In short, if I were you I would steer away from this particular group. Perhaps 4H or something. It is somewhat more ambiguous about religion and it would provide your son with some very helpful life skills as well as exposure to both sexes. Also, I don't know if you know this but recently the Boy Scouts of America have been in the news again, it seems that they too have been guilty of their own cover ups with regard to sexual abuse and young boys.

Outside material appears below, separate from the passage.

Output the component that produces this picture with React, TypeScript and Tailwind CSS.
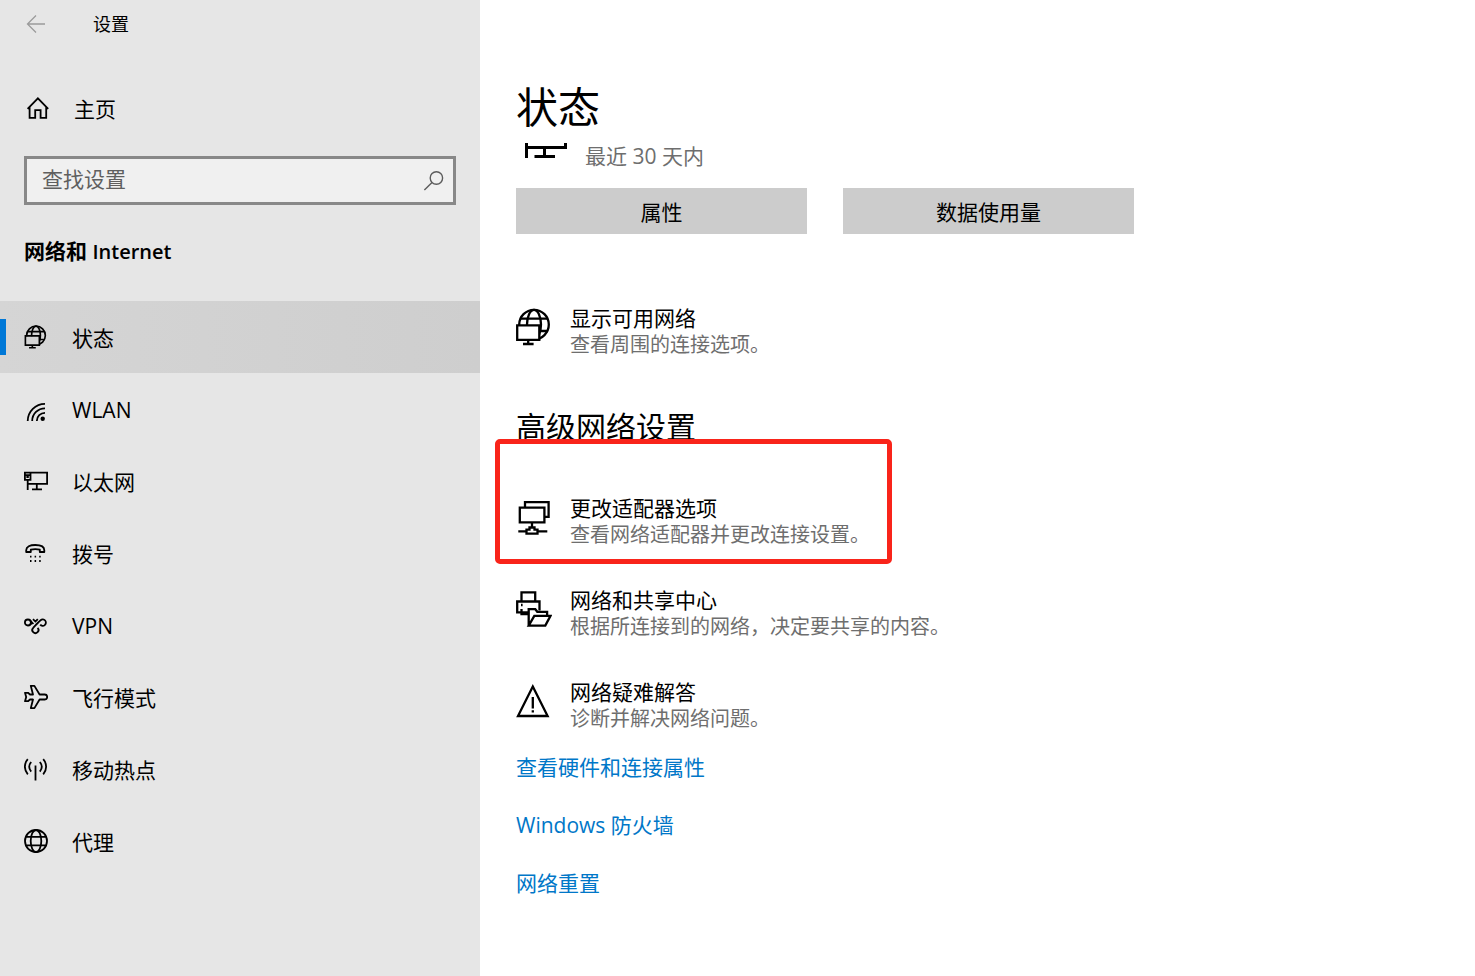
import type { ReactNode } from 'react';

type IconProps = { fill?: string };

// Small icons are drawn on a 24px grid, the large ones on a 36x42 grid
function SmallIcon({ children }: { children: ReactNode }) {
  return (
    <svg viewBox="0 0 24 24" className="w-6 h-6 shrink-0" fill="none" stroke="currentColor" strokeWidth="1.8" aria-hidden="true">
      {children}
    </svg>
  );
}

function LargeIcon({ children }: { children: ReactNode }) {
  return (
    <svg viewBox="0 0 36 42" className="w-9 h-[42px] shrink-0" fill="none" stroke="currentColor" strokeWidth="2.3" aria-hidden="true">
      {children}
    </svg>
  );
}

function GlobeMonitor({ fill = '#ffffff' }: IconProps) {
  return (
    <>
      <circle cx="18" cy="18.6" r="14.8" />
      <ellipse cx="18" cy="18.6" rx="7" ry="14.8" />
      <path d="M4.6 12.6h27M5 25h27" />
      <path d="M-1 20h24.3v14l-1 6H-1z" fill={fill} stroke="none" />
      <path d="M1.2 19.3h22.1v14.6H1.2zM12.2 34v4M7 38h10.6" />
    </>
  );
}

const navItems = [
  {
    label: '状态',
    icon: (
      <svg viewBox="0 2 36 38" className="w-6 h-6 shrink-0" fill="none" stroke="currentColor" strokeWidth="2.6" aria-hidden="true">
        <GlobeMonitor fill="#d4d4d4" />
      </svg>
    ),
  },
  {
    label: 'WLAN',
    icon: (
      <SmallIcon>
        <path d="M21 6.8A17.3 17.3 0 0 0 3.7 24M21 11.3A12.7 12.7 0 0 0 8.2 24M21 15.8A8.2 8.2 0 0 0 12.8 24" />
        <circle cx="18.7" cy="21.7" r="2.2" fill="currentColor" stroke="none" />
      </SmallIcon>
    ),
  },
  {
    label: '以太网',
    icon: (
      <SmallIcon>
        <path d="M6.5 3.7h16.6v11.1H4M.9 3.7h5.6v7.2H.9zM.9 6.2h5.6M2.4 8h2.4M3.7 10.9v10M12.8 14.8v5.5M8 20.3h10" />
      </SmallIcon>
    ),
  },
  {
    label: '拨号',
    icon: (
      <SmallIcon>
        <path d="M2.2 11V9.2C2.2 5.8 6 4 11.3 4s9 1.8 9 5.2V11h-4.5V8.7c-2.6-.7-6.4-.7-9 0V11z" strokeLinejoin="round" />
        <path d="M6 15.7h1.5M10.6 15.7h1.5M15.2 15.7h1.5M6 20h1.5M10.6 20h1.5M15.2 20h1.5" />
      </SmallIcon>
    ),
  },
  {
    label: 'VPN',
    icon: (
      <SmallIcon>
        <circle cx="3.9" cy="9.5" r="3" />
        <path d="M16.2 11.6A3.2 3.2 0 1 0 16.6 7.2C14.4 9 11 12.8 9.2 14.8A3.1 3.1 0 1 0 13.6 14.8" />
        <path d="M6.2 7.6l3.2 3.4M6.2 11.6l2-2M9 6.2l2.4 2.4 2.4-2.4" />
      </SmallIcon>
    ),
  },
  {
    label: '飞行模式',
    icon: (
      <SmallIcon>
        <path d="M6.8.9h3.6l5.2 8.6h5.2c3.2 0 3.2 5 0 5h-5.2l-5.2 8.6H6.8L9 14.5H6L4 16.2H1L2.2 12 1 7.8h3l2 1.7h3z" strokeLinejoin="round" />
      </SmallIcon>
    ),
  },
  {
    label: '移动热点',
    icon: (
      <SmallIcon>
        <path d="M11.5 8.5v15M3.8 2.2C-.1 6.6-.1 12.9 3.8 17.3M19.2 2.2c3.9 4.4 3.9 10.7 0 15.1M7.2 5c-2.5 3-2.5 6.6 0 9.6M15.8 5c2.5 3 2.5 6.6 0 9.6" />
      </SmallIcon>
    ),
  },
  {
    label: '代理',
    icon: (
      <SmallIcon>
        <circle cx="12" cy="12" r="11" />
        <ellipse cx="12" cy="12" rx="5.3" ry="11" />
        <path d="M1.8 7.8h20.4M1.8 16.3h20.4" />
      </SmallIcon>
    ),
  },
];

const links = ['查看硬件和连接属性', 'Windows 防火墙', '网络重置'];

function OptionRow({ icon, title, desc }: { icon: ReactNode; title: string; desc: string }) {
  return (
    <button type="button" className="flex items-start gap-[18px] text-left">
      <LargeIcon>{icon}</LargeIcon>
      <span className="flex flex-col">
        <span className="text-[21px] leading-6">{title}</span>
        <span className="text-[20px] leading-[30px] text-[#6e6e6e]">{desc}</span>
      </span>
    </button>
  );
}

export default function App() {
  return (
    <div className="flex min-h-screen bg-white text-black text-[21px] font-[Open_Sans,Noto_Sans_CJK_SC,sans-serif]">
      {/* Sidebar */}
      <aside className="w-[480px] shrink-0 bg-[#e6e6e6]">
        <header className="flex items-center h-12 px-6 gap-[45px]">
          <button type="button" aria-label="返回" className="text-[#9b9b9b]">
            <SmallIcon>
              <path d="M21 12H3.5M12 3.5L3.5 12l8.5 8.5" strokeWidth="1.3" />
            </SmallIcon>
          </button>
          <h1 className="text-[18px]">设置</h1>
        </header>

        <a href="#home" className="flex items-center h-12 mt-9 mx-6 gap-[22px]">
          <svg viewBox="0 0 28 24" className="w-7 h-6" fill="none" stroke="currentColor" strokeWidth="1.8" aria-hidden="true">
            <path d="M3.6 12.8L13.9 2.4l10.3 10.4M5.6 11v10.8h5.6v-7.6h5.4v7.6h5.6V11" />
          </svg>
          <span className="pt-1">主页</span>
        </a>

        <label className="flex items-center h-[49px] mt-6 mx-6 pl-[15px] pr-2 border-3 border-[#888888] bg-[#f0f0f0]">
          <input
            type="text"
            aria-label="查找设置"
            placeholder="查找设置"
            className="flex-1 min-w-0 pb-0.5 bg-transparent outline-none placeholder:text-[#5f5f5f]"
          />
          <svg viewBox="0 0 22 22" className="w-[22px] h-[22px]" fill="none" stroke="#5c5c5c" strokeWidth="1.4" aria-hidden="true">
            <circle cx="13.4" cy="8" r="6.2" />
            <path d="M9 12.4L1.4 20" />
          </svg>
        </label>

        <h2 className="h-12 mt-6 px-6 leading-[44px]">
          <span className="font-bold">网络和</span> <span className="text-[20px] font-semibold">Internet</span>
        </h2>

        <nav className="mt-6">
          {navItems.map((item, i) => (
            <a
              key={item.label}
              href={`#${item.label}`}
              className={`relative flex items-center h-[72px] px-6 gap-6 ${i === 0 ? 'bg-linear-to-r from-[#d5d5d5] to-[#cecece]' : ''}`}
            >
              {i === 0 && <span className="absolute left-0 top-[18px] w-1.5 h-9 bg-[#0078d7]"></span>}
              {item.icon}
              <span className="pt-1">{item.label}</span>
            </a>
          ))}
        </nav>
      </aside>

      {/* Content */}
      <main className="flex-1 px-9 pt-[79px] pb-16">
        <h2 className="text-[42px] leading-[56px]">状态</h2>

        <div className="flex items-start mt-2 pl-[9px] gap-[18px]">
          <svg viewBox="0 0 42 16" className="w-[42px] h-4" fill="none" stroke="currentColor" strokeWidth="3" aria-hidden="true">
            <path d="M1.5 0v15M1.5 4.5h39M40.5 0v6M19.5 4.5v9M9.5 13.5H30" />
          </svg>
          <p className="leading-[26px] text-[#6e6e6e]">最近 30 天内</p>
        </div>

        <div className="grid grid-cols-2 gap-9 max-w-[618px] mt-[19px]">
          <button type="button" className="h-[46px] pt-1 bg-[#cccccc]">属性</button>
          <button type="button" className="h-[46px] pt-1 bg-[#cccccc]">数据使用量</button>
        </div>

        <div className="mt-[72px]">
          <OptionRow icon={<GlobeMonitor />} title="显示可用网络" desc="查看周围的连接选项。" />
        </div>

        <h3 className="mt-[47px] text-[30px] leading-10">高级网络设置</h3>

        <div className="flex flex-col items-start gap-[38px] mt-[49px]">
          <div className="relative">
            <OptionRow
              icon={
                <path d="M3.8 11.7h24.6v14.7H3.8zM9 11.7V6.2h23.6v14.6H29M16 26.4v5.2M2.3 35.3h8.2M21.5 35.3h9.8M10.5 37.6v-4h3v-2.1h5v2.1h3v4z" />
              }
              title="更改适配器选项"
              desc="查看网络适配器并更改连接设置。"
            />
            <span className="absolute -top-[57px] -bottom-3.5 -left-[21px] w-[397px] border-5 border-[#f9241a] rounded-[5px] pointer-events-none"></span>
          </div>
          <OptionRow
            icon={
              <>
                <path d="M5.5 13V4.3h13.7V13M12 24.3H1.2V13.5h22.3v9M5.5 21v5.2H12M5 17h1.6" />
                <path d="M12.7 37.6V21.2h6.6l2 2.6h9.8v4.4M12.7 37.6l5.6-9.7h16.2l-5.2 9.7z" fill="#ffffff" />
              </>
            }
            title="网络和共享中心"
            desc="根据所连接到的网络，决定要共享的内容。"
          />
          <OptionRow
            icon={<path d="M16.8 6.6L31.6 36H2zM16.8 17v11.5M16.8 30.3v2.2" />}
            title="网络疑难解答"
            desc="诊断并解决网络问题。"
          />
        </div>

        <div className="flex flex-col items-start gap-7 mt-[18px]">
          {links.map(link => (
            <a key={link} href={`#${link}`} className="leading-[30px] text-[#0077c8]">{link}</a>
          ))}
        </div>
      </main>
    </div>
  );
}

With regard to the school allowing religious organizations access to the kids, this is rampant in the south. One thing you can be sure of your child will follow your beliefs much more closely than you think. Our own children have expressed a belief in god and we have not suppresed it, we have encouraged them to explore it, but to question the validity of the claim. We have been trying to help them develop their critical thinking skills and this has helped them to come to similar conclusions with regard to the existence of god. So I would not worry about this too much with your son, but I would certainly let your principal know that you are not happy with the practice of allowing religious organizations access to the kids. It will not make you a very popular person around the school but I suspect you can handle that. Being an atheist thick skin is a must. If your principal objects then you should suggest that he/she allow other groups (Muslim, Jewish...atheists) and see how he or she responds to this. It might be quite comical.

It is an up mountain battle but we must keep it up.